** Directions for this task **
The lines to be extracted run from the start of the listing through the line containing "min-h-screen overflow-x-hidden bg-slate-50"; copy them exactly and nothing else.

** Given material **

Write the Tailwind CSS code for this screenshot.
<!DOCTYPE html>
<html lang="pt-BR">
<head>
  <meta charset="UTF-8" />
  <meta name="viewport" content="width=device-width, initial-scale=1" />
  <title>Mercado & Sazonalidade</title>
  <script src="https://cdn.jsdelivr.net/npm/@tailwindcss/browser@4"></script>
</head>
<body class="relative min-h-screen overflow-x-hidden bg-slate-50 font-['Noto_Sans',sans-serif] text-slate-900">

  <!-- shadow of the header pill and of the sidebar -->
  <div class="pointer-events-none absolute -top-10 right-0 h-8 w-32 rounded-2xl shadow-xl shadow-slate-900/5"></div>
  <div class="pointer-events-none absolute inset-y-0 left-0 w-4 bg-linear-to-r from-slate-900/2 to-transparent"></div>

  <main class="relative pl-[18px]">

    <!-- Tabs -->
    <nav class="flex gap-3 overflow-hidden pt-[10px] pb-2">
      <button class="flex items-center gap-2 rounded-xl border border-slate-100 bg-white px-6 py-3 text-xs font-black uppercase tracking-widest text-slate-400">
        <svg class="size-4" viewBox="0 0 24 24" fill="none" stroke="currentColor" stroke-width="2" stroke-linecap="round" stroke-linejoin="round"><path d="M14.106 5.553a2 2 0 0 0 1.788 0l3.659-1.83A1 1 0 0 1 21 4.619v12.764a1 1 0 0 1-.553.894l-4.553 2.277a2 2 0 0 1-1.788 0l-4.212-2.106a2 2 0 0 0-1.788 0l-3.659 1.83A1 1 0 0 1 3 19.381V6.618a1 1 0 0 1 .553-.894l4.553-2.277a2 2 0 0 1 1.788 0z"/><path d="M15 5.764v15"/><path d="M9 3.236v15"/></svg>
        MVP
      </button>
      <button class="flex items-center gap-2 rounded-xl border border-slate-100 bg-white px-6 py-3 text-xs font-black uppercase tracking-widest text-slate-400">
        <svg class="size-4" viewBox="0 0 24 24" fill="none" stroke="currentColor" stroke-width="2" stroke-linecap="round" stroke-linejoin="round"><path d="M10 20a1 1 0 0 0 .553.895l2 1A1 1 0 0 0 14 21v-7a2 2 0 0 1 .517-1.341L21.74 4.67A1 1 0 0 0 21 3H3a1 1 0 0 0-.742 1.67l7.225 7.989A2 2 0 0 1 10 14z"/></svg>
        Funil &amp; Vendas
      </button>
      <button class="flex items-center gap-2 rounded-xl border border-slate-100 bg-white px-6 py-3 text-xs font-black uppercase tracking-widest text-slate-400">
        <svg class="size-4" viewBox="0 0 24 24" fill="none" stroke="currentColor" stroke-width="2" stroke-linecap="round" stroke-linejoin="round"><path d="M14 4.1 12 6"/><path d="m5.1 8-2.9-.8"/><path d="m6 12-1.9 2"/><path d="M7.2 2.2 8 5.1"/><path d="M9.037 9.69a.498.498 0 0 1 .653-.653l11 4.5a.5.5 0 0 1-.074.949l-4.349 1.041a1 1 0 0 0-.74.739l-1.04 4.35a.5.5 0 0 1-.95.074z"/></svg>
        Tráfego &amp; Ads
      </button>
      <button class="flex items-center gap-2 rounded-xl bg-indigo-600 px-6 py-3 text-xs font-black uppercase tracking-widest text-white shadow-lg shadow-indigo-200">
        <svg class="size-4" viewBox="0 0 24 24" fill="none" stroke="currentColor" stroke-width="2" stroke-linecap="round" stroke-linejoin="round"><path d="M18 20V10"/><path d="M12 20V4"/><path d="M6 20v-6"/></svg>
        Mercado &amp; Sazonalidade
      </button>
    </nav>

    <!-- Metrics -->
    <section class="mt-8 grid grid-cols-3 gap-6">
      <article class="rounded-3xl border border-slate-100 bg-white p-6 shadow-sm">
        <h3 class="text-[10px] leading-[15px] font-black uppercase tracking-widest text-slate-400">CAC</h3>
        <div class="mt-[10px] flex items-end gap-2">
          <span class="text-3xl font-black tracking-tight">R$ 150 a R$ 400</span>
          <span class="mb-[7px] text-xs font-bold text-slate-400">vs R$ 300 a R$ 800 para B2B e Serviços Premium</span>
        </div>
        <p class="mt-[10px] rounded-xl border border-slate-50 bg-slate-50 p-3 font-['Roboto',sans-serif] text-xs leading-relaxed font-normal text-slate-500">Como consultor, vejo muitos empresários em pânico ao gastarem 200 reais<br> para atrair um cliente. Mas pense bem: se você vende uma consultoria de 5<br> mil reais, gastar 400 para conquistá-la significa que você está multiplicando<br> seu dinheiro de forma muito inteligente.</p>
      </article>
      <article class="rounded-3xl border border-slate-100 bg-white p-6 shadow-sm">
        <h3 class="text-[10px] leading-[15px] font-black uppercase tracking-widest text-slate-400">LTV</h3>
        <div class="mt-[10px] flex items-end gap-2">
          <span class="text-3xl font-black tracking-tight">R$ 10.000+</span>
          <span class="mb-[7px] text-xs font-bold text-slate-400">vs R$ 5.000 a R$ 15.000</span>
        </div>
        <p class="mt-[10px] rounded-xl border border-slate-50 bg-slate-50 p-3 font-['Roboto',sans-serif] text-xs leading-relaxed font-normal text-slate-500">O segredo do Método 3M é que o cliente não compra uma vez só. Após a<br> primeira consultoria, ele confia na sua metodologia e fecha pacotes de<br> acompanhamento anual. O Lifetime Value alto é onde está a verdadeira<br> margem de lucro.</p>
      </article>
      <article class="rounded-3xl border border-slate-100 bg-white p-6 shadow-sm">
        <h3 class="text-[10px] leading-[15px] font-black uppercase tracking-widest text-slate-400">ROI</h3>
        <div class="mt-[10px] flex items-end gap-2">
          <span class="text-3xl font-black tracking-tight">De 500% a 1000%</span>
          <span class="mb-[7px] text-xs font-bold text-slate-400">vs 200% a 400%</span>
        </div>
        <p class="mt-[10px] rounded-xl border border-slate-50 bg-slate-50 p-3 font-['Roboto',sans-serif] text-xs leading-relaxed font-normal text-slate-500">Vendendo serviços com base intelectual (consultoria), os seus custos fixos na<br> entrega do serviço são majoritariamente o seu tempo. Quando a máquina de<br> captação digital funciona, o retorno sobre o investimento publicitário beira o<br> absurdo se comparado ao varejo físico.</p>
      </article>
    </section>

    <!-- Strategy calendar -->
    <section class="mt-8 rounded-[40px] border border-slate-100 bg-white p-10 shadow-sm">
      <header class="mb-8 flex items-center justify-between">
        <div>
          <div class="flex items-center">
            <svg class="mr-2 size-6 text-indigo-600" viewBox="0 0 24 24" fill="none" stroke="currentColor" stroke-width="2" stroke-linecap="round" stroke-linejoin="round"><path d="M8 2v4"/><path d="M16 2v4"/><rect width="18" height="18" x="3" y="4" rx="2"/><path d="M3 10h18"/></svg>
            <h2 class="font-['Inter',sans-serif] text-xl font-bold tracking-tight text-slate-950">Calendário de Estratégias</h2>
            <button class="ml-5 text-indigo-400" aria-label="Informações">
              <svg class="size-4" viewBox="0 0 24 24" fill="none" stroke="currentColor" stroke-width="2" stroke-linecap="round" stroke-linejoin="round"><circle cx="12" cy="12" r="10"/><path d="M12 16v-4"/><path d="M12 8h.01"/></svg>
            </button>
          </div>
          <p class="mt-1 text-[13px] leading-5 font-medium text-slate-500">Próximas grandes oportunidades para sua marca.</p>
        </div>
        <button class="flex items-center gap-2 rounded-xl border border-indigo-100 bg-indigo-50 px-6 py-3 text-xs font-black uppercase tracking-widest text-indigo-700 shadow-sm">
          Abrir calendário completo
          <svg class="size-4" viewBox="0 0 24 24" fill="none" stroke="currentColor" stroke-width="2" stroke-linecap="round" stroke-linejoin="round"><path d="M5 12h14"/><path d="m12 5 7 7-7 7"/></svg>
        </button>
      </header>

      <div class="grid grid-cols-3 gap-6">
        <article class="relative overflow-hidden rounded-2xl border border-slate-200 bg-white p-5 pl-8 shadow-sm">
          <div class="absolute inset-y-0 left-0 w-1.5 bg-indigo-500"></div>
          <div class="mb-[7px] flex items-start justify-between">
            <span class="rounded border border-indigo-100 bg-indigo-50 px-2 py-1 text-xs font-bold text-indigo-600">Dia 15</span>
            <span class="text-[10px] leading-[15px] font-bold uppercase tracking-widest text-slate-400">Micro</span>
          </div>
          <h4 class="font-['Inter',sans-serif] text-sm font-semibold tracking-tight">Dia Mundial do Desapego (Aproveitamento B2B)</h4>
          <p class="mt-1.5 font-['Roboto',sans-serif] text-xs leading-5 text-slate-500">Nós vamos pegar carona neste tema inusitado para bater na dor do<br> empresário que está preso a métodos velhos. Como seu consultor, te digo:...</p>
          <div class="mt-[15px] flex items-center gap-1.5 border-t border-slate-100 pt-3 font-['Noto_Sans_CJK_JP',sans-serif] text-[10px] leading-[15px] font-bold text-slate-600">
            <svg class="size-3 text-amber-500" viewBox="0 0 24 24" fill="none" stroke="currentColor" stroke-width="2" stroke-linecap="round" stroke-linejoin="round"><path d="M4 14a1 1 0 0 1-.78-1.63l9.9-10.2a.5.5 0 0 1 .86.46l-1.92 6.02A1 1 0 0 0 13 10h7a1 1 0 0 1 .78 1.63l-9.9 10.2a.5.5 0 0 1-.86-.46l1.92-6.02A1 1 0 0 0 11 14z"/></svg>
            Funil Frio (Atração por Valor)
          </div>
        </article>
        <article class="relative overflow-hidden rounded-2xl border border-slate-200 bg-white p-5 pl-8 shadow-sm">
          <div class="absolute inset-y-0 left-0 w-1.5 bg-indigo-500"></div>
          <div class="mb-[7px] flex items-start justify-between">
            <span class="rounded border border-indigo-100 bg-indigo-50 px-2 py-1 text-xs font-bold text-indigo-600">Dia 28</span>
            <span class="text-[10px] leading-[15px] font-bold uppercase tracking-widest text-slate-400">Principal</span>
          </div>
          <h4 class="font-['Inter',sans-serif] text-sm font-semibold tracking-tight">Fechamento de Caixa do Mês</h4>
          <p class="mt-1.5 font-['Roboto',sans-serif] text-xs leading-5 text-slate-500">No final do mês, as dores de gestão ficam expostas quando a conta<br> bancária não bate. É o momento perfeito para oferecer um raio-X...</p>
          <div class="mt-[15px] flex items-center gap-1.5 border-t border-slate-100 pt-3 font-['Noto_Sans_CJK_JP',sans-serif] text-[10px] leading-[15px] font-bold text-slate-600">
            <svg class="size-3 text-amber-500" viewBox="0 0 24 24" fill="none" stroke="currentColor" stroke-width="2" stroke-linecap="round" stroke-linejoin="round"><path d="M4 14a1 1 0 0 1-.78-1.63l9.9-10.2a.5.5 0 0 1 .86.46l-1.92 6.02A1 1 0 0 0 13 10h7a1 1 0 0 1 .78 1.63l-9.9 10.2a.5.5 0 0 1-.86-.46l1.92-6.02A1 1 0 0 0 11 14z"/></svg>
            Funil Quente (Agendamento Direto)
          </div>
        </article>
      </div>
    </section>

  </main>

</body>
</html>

** Exercise solution **
Write the Tailwind CSS code for this screenshot.
<!DOCTYPE html>
<html lang="pt-BR">
<head>
  <meta charset="UTF-8" />
  <meta name="viewport" content="width=device-width, initial-scale=1" />
  <title>Mercado & Sazonalidade</title>
  <script src="https://cdn.jsdelivr.net/npm/@tailwindcss/browser@4"></script>
</head>
<body class="relative min-h-screen overflow-x-hidden bg-slate-50 font-['Noto_Sans',sans-serif] text-slate-900">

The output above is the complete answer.